What the task requires:
Check each line of the records below for the word "screenshot" and copy those where it appears.

A run of records
>> Start
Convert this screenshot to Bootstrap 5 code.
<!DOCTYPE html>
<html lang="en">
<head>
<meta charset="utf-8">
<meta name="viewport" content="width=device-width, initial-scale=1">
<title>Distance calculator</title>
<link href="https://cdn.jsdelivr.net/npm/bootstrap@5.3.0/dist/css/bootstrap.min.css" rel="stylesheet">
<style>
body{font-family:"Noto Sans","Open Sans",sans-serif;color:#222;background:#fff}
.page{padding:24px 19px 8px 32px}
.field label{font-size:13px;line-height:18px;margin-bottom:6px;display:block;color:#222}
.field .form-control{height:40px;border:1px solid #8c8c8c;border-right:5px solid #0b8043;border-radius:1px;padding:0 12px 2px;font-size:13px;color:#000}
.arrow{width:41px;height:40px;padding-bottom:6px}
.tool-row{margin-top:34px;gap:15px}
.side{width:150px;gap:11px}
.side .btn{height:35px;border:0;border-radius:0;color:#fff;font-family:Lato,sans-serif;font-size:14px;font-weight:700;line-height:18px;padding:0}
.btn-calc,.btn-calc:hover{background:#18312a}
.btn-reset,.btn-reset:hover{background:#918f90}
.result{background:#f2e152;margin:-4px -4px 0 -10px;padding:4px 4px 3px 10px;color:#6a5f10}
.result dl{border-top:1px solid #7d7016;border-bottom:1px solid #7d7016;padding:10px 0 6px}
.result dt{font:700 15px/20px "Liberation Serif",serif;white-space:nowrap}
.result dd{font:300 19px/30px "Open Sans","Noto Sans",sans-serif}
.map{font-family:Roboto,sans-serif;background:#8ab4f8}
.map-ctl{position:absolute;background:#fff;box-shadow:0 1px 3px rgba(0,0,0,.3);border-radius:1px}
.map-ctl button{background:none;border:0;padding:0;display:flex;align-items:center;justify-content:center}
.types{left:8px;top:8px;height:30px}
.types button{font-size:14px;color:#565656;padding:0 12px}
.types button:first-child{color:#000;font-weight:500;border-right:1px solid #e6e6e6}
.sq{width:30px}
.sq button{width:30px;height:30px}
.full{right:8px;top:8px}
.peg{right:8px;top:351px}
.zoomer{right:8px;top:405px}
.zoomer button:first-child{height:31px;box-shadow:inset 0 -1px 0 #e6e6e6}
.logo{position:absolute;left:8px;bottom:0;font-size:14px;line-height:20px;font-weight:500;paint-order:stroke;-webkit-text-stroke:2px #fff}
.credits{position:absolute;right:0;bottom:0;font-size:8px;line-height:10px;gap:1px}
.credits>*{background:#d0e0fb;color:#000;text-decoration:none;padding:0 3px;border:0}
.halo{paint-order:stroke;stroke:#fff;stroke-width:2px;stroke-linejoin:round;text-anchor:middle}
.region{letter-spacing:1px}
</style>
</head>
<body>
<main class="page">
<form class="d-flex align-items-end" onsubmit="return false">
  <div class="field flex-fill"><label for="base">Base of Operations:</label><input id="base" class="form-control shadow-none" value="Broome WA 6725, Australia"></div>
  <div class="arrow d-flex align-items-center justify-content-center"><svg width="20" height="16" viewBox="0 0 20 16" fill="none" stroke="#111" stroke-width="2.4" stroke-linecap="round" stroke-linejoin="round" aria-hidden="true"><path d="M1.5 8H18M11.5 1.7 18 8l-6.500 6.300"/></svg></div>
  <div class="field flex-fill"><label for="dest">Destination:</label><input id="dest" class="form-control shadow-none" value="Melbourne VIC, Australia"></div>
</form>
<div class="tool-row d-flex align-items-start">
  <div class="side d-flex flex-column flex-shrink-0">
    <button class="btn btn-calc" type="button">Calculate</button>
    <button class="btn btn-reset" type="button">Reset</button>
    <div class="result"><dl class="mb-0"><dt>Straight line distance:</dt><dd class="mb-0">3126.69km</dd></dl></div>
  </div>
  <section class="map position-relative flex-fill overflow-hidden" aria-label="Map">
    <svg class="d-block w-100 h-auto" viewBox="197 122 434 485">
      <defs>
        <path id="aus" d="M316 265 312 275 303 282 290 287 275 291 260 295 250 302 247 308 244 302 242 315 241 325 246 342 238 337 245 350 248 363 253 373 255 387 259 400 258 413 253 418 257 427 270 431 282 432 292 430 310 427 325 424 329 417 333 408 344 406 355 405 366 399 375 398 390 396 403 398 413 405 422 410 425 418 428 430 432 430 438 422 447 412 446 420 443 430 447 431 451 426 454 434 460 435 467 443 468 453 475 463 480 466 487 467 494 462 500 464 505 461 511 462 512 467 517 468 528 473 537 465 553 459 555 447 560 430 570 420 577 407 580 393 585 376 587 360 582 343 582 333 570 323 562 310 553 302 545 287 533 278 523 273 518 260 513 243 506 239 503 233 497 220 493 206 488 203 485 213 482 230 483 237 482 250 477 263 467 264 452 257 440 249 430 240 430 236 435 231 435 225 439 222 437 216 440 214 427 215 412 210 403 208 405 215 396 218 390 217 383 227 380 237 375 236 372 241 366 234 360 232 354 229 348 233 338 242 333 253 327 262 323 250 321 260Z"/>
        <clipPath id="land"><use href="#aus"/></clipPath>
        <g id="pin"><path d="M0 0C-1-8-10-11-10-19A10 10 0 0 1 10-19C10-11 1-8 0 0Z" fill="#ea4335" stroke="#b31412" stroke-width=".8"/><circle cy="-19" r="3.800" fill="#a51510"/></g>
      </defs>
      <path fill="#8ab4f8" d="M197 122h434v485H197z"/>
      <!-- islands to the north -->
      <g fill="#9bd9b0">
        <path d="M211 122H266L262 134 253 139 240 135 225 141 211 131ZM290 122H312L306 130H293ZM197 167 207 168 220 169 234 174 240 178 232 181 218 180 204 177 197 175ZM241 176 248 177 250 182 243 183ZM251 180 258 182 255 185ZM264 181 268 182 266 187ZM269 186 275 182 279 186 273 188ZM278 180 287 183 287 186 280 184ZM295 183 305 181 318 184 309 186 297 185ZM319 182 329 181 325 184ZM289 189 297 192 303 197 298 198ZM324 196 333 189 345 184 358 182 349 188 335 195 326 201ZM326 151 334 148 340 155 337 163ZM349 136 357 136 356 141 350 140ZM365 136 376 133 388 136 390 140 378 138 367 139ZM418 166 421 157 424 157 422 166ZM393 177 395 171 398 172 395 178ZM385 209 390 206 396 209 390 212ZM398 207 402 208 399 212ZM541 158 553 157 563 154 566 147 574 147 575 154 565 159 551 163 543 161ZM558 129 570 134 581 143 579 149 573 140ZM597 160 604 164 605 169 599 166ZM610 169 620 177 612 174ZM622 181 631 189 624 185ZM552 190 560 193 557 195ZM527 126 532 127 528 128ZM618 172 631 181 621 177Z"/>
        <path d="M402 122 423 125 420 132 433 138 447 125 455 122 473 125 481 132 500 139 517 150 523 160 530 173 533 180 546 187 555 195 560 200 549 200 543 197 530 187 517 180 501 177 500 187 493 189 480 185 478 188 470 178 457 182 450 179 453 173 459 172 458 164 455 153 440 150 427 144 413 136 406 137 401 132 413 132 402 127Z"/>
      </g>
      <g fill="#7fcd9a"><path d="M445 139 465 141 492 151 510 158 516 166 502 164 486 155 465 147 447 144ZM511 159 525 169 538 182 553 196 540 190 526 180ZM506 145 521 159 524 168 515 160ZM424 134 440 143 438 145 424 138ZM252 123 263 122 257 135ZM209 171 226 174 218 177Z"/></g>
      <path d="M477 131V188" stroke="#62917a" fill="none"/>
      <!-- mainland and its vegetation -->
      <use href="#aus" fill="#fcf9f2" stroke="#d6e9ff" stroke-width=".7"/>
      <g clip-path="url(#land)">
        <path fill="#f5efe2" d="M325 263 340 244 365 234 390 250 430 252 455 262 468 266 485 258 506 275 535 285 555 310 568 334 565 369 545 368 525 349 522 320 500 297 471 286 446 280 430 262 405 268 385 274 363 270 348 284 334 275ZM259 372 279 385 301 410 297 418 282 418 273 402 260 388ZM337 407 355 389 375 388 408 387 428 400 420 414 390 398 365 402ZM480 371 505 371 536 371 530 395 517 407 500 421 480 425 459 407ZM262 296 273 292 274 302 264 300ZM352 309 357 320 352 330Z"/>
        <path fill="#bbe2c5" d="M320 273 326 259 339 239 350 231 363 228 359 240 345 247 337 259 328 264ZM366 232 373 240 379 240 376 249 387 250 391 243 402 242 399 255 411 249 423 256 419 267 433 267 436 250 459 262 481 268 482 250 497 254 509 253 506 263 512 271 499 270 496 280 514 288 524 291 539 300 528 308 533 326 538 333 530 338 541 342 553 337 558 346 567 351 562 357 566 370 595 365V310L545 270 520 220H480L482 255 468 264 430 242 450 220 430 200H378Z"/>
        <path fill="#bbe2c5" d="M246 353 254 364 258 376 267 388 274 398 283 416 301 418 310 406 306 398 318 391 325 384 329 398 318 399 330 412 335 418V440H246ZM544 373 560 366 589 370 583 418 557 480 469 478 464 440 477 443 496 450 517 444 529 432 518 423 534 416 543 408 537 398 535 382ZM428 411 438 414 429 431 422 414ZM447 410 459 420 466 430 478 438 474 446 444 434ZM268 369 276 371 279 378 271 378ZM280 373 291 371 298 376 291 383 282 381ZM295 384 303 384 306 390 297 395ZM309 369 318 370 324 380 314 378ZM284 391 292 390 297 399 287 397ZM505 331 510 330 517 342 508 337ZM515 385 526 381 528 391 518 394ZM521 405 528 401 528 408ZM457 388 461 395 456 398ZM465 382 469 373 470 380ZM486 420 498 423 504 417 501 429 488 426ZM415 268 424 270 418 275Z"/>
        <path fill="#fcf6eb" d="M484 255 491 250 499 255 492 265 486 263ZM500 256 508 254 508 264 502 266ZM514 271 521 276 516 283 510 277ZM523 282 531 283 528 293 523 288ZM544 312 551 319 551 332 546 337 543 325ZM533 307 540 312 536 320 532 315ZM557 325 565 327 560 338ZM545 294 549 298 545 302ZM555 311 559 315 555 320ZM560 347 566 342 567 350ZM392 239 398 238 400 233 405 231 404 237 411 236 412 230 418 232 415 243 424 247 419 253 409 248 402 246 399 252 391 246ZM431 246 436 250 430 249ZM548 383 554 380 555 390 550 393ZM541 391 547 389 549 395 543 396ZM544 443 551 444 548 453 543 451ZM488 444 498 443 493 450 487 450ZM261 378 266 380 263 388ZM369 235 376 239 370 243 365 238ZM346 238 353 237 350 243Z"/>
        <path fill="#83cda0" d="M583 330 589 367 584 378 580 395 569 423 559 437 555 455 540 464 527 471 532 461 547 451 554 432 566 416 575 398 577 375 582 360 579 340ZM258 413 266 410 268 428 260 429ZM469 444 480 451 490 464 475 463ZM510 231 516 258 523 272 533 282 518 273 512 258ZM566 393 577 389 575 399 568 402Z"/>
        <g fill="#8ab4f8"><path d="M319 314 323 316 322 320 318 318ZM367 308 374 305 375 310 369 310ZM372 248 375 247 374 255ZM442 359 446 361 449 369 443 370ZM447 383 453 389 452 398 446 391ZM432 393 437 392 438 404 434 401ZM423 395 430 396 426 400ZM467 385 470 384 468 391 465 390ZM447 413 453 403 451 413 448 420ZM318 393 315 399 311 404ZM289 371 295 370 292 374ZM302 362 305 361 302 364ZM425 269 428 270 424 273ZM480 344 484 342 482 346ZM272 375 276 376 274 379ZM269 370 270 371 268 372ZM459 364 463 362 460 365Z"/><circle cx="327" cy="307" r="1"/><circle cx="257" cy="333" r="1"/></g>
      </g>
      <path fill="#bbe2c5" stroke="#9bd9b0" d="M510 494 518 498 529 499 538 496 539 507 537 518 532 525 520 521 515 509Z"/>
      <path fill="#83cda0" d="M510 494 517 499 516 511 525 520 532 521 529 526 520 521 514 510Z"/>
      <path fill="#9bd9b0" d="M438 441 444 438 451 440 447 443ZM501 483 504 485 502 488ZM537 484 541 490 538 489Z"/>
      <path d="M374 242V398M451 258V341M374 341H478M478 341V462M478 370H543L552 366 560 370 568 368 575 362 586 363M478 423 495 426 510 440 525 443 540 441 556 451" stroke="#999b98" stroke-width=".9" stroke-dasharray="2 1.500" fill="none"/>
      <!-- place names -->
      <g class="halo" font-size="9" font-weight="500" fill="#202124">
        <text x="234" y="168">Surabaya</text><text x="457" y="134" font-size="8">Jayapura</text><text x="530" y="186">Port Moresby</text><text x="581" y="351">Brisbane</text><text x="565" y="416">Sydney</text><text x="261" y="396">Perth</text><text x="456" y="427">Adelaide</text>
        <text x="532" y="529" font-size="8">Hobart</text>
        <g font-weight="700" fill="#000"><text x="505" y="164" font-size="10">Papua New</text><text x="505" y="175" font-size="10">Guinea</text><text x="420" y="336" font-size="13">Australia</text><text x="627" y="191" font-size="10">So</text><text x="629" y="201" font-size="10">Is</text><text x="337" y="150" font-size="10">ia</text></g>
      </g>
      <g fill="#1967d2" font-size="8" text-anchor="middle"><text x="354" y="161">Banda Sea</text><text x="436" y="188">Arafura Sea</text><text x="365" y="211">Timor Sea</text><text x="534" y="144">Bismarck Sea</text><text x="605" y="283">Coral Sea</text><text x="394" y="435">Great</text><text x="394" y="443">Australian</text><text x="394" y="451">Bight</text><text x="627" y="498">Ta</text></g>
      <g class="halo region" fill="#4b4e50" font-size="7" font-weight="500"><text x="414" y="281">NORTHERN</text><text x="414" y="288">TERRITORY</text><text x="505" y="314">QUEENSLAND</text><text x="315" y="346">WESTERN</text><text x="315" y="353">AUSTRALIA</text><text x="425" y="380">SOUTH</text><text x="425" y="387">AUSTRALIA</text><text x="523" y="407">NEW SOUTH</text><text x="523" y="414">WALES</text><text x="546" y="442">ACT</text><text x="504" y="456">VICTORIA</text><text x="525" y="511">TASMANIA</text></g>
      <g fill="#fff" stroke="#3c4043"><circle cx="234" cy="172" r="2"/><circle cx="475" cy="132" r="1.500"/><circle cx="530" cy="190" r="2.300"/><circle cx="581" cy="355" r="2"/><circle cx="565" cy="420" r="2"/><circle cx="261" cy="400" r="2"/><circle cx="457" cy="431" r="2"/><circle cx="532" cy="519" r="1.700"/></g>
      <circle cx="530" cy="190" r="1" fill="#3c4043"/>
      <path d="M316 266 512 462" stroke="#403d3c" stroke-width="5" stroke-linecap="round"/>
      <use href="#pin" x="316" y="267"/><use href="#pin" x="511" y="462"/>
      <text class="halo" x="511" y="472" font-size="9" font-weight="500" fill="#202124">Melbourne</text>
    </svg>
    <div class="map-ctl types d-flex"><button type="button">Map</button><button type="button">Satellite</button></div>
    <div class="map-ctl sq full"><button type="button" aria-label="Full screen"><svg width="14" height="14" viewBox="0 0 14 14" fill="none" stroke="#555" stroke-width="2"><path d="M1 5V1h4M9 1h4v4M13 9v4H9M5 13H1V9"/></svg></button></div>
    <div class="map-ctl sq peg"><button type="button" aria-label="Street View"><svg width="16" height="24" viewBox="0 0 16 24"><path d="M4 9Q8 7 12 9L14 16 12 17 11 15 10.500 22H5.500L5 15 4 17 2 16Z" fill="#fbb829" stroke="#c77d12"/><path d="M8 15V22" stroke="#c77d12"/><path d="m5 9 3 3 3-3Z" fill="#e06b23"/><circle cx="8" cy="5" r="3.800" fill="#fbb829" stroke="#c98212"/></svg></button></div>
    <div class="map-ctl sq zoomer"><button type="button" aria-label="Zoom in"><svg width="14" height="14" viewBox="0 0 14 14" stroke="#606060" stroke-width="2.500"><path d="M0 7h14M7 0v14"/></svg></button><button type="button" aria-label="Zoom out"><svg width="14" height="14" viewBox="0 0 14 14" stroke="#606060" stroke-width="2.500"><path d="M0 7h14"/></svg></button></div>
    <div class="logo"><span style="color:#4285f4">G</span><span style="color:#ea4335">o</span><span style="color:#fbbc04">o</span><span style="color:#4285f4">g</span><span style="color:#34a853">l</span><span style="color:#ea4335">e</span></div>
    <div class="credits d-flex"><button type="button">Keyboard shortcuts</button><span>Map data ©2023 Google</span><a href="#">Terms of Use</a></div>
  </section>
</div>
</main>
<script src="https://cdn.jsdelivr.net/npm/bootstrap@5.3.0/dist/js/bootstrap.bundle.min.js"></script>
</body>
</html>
>> End
>> Start
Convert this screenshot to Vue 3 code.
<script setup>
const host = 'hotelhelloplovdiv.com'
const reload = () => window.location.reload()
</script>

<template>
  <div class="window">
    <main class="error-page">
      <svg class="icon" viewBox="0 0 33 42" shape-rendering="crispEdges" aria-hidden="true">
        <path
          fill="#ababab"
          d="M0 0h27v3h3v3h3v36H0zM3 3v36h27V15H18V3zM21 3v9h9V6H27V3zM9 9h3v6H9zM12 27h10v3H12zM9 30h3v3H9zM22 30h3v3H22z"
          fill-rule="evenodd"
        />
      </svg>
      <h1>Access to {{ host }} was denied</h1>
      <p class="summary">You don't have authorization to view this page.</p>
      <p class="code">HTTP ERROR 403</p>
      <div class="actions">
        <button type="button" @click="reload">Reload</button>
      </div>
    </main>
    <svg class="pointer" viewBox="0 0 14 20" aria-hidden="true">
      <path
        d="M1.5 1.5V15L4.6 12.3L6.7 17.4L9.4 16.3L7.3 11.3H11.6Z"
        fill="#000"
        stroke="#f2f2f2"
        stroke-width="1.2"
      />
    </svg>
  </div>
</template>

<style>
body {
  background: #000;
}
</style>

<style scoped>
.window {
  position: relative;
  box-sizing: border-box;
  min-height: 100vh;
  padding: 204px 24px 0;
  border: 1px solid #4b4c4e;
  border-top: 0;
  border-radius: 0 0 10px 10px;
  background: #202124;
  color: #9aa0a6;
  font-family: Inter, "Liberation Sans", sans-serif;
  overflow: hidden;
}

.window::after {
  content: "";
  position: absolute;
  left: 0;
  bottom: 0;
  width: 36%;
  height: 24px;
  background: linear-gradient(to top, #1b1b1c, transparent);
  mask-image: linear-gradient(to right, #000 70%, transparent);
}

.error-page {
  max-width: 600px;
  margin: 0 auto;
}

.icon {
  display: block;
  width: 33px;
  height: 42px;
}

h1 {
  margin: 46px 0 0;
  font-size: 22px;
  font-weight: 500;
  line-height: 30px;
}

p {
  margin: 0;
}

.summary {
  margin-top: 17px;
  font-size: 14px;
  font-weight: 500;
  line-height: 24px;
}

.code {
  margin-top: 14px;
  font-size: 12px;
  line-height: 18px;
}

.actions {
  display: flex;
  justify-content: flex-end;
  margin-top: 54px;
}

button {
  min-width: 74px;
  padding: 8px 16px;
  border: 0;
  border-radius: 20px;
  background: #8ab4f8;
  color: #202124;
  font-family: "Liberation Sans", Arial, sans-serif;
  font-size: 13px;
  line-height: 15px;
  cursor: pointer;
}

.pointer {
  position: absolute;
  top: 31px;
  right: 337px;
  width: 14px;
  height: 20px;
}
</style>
>> End
The solution:
Convert this screenshot to Bootstrap 5 code.
Convert this screenshot to Vue 3 code.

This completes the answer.